President Obama was widely mocked for his statement in a 2012 election campaign speech, “If you’ve got a business, you didn’t build that”. Conservatives love to take this phrase out of context, but had they listened to the whole speech, they’d have to admit that President Obama makes a devastatingly sound argument. His point is this: no man is an island, and no individual is capable of building anything of value on his own, without the help and inventions of millions who toiled before him. Without the knowledge, opportunities and resources bestowed upon him by others, no man is capable of building anything. The ability to create something of value is a privilege granted by the collective, and thus the fruits of your inventions are owed back to society.

Private Property Denies Millions the Right to a Better Life


The richest 1% own almost as much as the rest of the world’s population combined, infinitely more than they could ever consume in a thousand years. Why do we allow these people to own such an incredible amount of wealth, when there are so many people who can barely afford to eat? We live in an age where there are more obese people than starving people, where people in first world countries consume more than ten times what people in poor countries consume. How can we stare such glaring inequality in the face without questioning the ethical value of private property? The rich could help hundreds of millions of people live better lives, without experiencing any significant reduction in their own standard of living.
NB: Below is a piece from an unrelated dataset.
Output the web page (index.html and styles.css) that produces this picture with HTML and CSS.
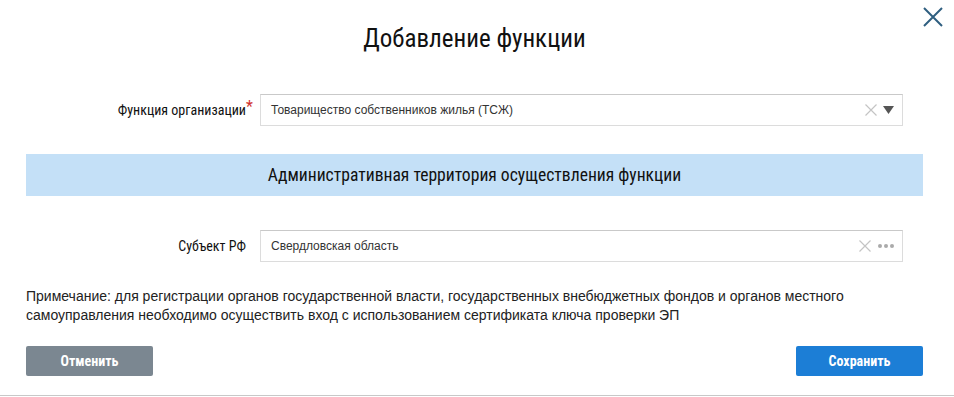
FILE: index.html
```html
<!DOCTYPE html>
<html lang="ru">
<head>
	<meta charset="UTF-8">
	<title>Добавление функции</title>
	<link rel="stylesheet" href="styles.css">
</head>
<body>
<div class="modal">
	<button class="close" type="button" aria-label="Закрыть">
		<svg width="22" height="22" viewBox="0 0 22 22"><path d="M2 2L20 20M20 2L2 20" stroke="#2f5f80" stroke-width="2" fill="none"/></svg>
	</button>
	<h2 class="modal-tit">Добавление функции</h2>

	<div class="row row-first">
		<label class="row-lbl">Функция организации<i class="req">*</i></label>
		<div class="field">
			<span class="field-val">Товарищество собственников жилья (ТСЖ)</span>
			<span class="field-clear"><svg width="12" height="12" viewBox="0 0 12 12"><path d="M0.5 0.5L11.5 11.5M11.5 0.5L0.5 11.5" stroke="#c4c4c4" stroke-width="1.2" fill="none"/></svg></span>
			<span class="field-arrow"><svg width="11" height="8" viewBox="0 0 11 8"><path d="M0 0H11L5.5 8Z" fill="#555"/></svg></span>
		</div>
	</div>

	<div class="band">Административная территория осуществления функции</div>

	<div class="row">
		<label class="row-lbl">Субъект РФ</label>
		<div class="field">
			<span class="field-val">Свердловская область</span>
			<span class="field-clear"><svg width="12" height="12" viewBox="0 0 12 12"><path d="M0.5 0.5L11.5 11.5M11.5 0.5L0.5 11.5" stroke="#c4c4c4" stroke-width="1.2" fill="none"/></svg></span>
			<span class="field-dots"><i></i><i></i><i></i></span>
		</div>
	</div>

	<p class="note">Примечание: для регистрации органов государственной власти, государственных внебюджетных фондов и органов местного самоуправления необходимо осуществить вход с использованием сертификата ключа проверки ЭП</p>

	<div class="btns">
		<button class="btn btn-grey" type="button">Отменить</button>
		<button class="btn btn-blue" type="button">Сохранить</button>
	</div>
</div>
</body>
</html>
```

FILE: styles.css
```css
body,h2,p{
	margin: 0;
}
body{
	background-color: #fff;
	font-family: "Liberation Sans", Arial, sans-serif;
	color: #222;
}
.modal{
	position: relative;
	width: 954px;
	height: 396px;
	box-sizing: border-box;
	padding: 21px 31px 0 26px;
	border-bottom: 1px solid #c8c8c8;
}
.close{
	position: absolute;
	top: 6px;
	right: 10px;
	padding: 0;
	border: 0;
	background: none;
	cursor: pointer;
}
.modal-tit{
	font: 25px/36px "Roboto Condensed", "DejaVu Sans Condensed", "Liberation Sans Narrow", sans-serif;
	font-weight: normal;
	font-stretch: condensed;
	text-align: center;
	color: #111;
}
.row{
	display: grid;
	grid-template-columns: 220px 1fr;
	column-gap: 14px;
	align-items: center;
	padding-right: 20px;
	margin-top: 34px;
}
.row-first{
	margin-top: 37px;
}
.row-lbl{
	text-align: right;
	font: 14px "Roboto Condensed", "DejaVu Sans Condensed", "Liberation Sans Narrow", sans-serif;
	font-stretch: condensed;
	color: #111;
	position: relative;
}
.req{
	position: absolute;
	right: -7px;
	top: -5px;
	font-style: normal;
	color: #d0312d;
	font-size: 16px;
}
.field{
	display: flex;
	align-items: center;
	height: 32px;
	box-sizing: border-box;
	border: 1px solid #dcdcdc;
	border-top-color: #c9c9c9;
	padding: 0 8px 0 10px;
	font-size: 12px;
	color: #333;
}
.field-val{
	flex: 1;
}
.field-clear{
	display: flex;
	margin-right: 6px;
}
.field-arrow{
	display: flex;
}
.field-dots{
	display: flex;
	gap: 2px;
	margin-left: 1px;
}
.field-dots i{
	width: 4px;
	height: 4px;
	border-radius: 50%;
	background-color: #aaa;
}
.band{
	margin-top: 28px;
	height: 42px;
	background-color: #c4e0f7;
	text-align: center;
	font: 17.6px/42px "Roboto Condensed", "DejaVu Sans Condensed", "Liberation Sans Narrow", sans-serif;
	font-stretch: condensed;
	color: #111;
}
.note{
	margin-top: 25px;
	font-size: 14px;
	line-height: 19px;
	color: #222;
}
.btns{
	display: flex;
	justify-content: space-between;
	margin-top: 21px;
}
.btn{
	width: 127px;
	height: 30px;
	border: 0;
	border-radius: 2px;
	color: #fff;
	font: bold 14px "Roboto Condensed", "DejaVu Sans Condensed", "Liberation Sans Narrow", sans-serif;
	font-stretch: condensed;
	cursor: pointer;
}
.btn-grey{
	background-color: #7b8791;
}
.btn-blue{
	background-color: #1c7ed6;
}
```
A Fairer and More Equal Way of Doing Things

Not Everyone believes in the so called principle of private property. There are many who envision a fairer way to organize society, where each man has access only to what he can consume, and no more; and where all of humanity can share in the fruits of society equally. We cannot continue to believe in rules that do not exist and have no moral basis, when resources are so abundant and yet so many are suffering. We need to tear down this immoral and antiquated concept of private property, and create a new society that recognizes people’s needs, and thus puts humanity before greed and selfishness.


  1. You hit the proverbial nail on the head.John Locke, the casuistic hack in the picture above, is a monumental figure within the heretical Libertarian movement. He was a traitor to the Crown and an insufferable sympathizer of Free Speech, Individual Rights (rather than the collective) and of course, Private Property. “Life, Liberty and the Pursuit of Happiness” is phrase used by Thomas Jefferson, but was expounded upon earlier by John Locke and Thomas Hobbes (the real hero of that era). This was merely the token truism for our Founders to engage in the rapacious extermination of the Native Americans, the subtle indoctrination and enslavement of Africans and the repugnant policy of exempting women from voting privileges.

    The more things change, the more they stay the same. This is especially true for Libertarians and the man they revere. Locke was a sophistic, racist and misogynistic rabble-rouser and the same can be said for his followers (hundreds of years later, nonetheless).

    • I share your sentiments entirely Victor. John Locke may have thought he was doing society a favor, but the ideas he helped give birth to have allowed industrialists to usurp the world’s resources and deny millions their fair share. All these years later, private property is just as despised as it was in his day, and for the same reasons. People want their fair share! They want equality! How are we supposed to have a free and fair world, if a small percentage of the population hoard almost all of the resources. It just doesn’t make sense, morally or logically.

      • When I see the word “fair” used in the manner you have used it in your comment, I am reminded that “fair” is a condition which rates above “poor” but below the condition of “good” and thusly, twice below the condition of “excellent.”

        For you, sir, a “fair” share may be sufficient and keep you content As for me, I expect a “good” or even an “excellent” share. For that, I’m going to have to do some work. I think it to be worth my while to raise my condition from “poor” to the condition of “excellent” through productive labor, thereby creating wealth, rather be content with only a “fair” share that someone else thinks I deserve.

      • absolutely true.

        The notion of “privacy” is alien to a civilized society. Think of all the nefarious things RIGHT NOW that radical extremists like libertarians are thinking of on their private property! They might be plotting to vote for Trump or thinking hate thoughts…or even worse, dreaming of killing 7.0 million jews just like Hitler did. Private things are too dangerous. How can we as a society possible countenance these antiquated notions??

        The benevolent watchful eye of the government MUST be on people at all times to prevent threats to tolerance, diversity, and equality. Libertarians could be growing illegal plants such as marijuana, except when those are made legal in which case they might NOT be growing them. Either case requires government scrutiny to assure that they are following accredited belief patterns espoused by accredited sources.

        Extremists and terrorists are the biggest defenders of “privacy” as they are the ones with the MOST to hide! They must be brought to heel. We cannot tolerate anyone who is against tolerance, and total and complete EQUALITY MUST be enforced in the name of diversity! We must compel freedom, even with force!

        Private property? Bah…the native americans were saintly in the way that they shared the land with each other, living in perfect harmony at all times. You can read historical accounts of how many tribes over time shared the land in succession. If a tribe had the land, and another tribe came to it, they shared with open arms, many times the previous tribe would simply vanish in peace and tolerance.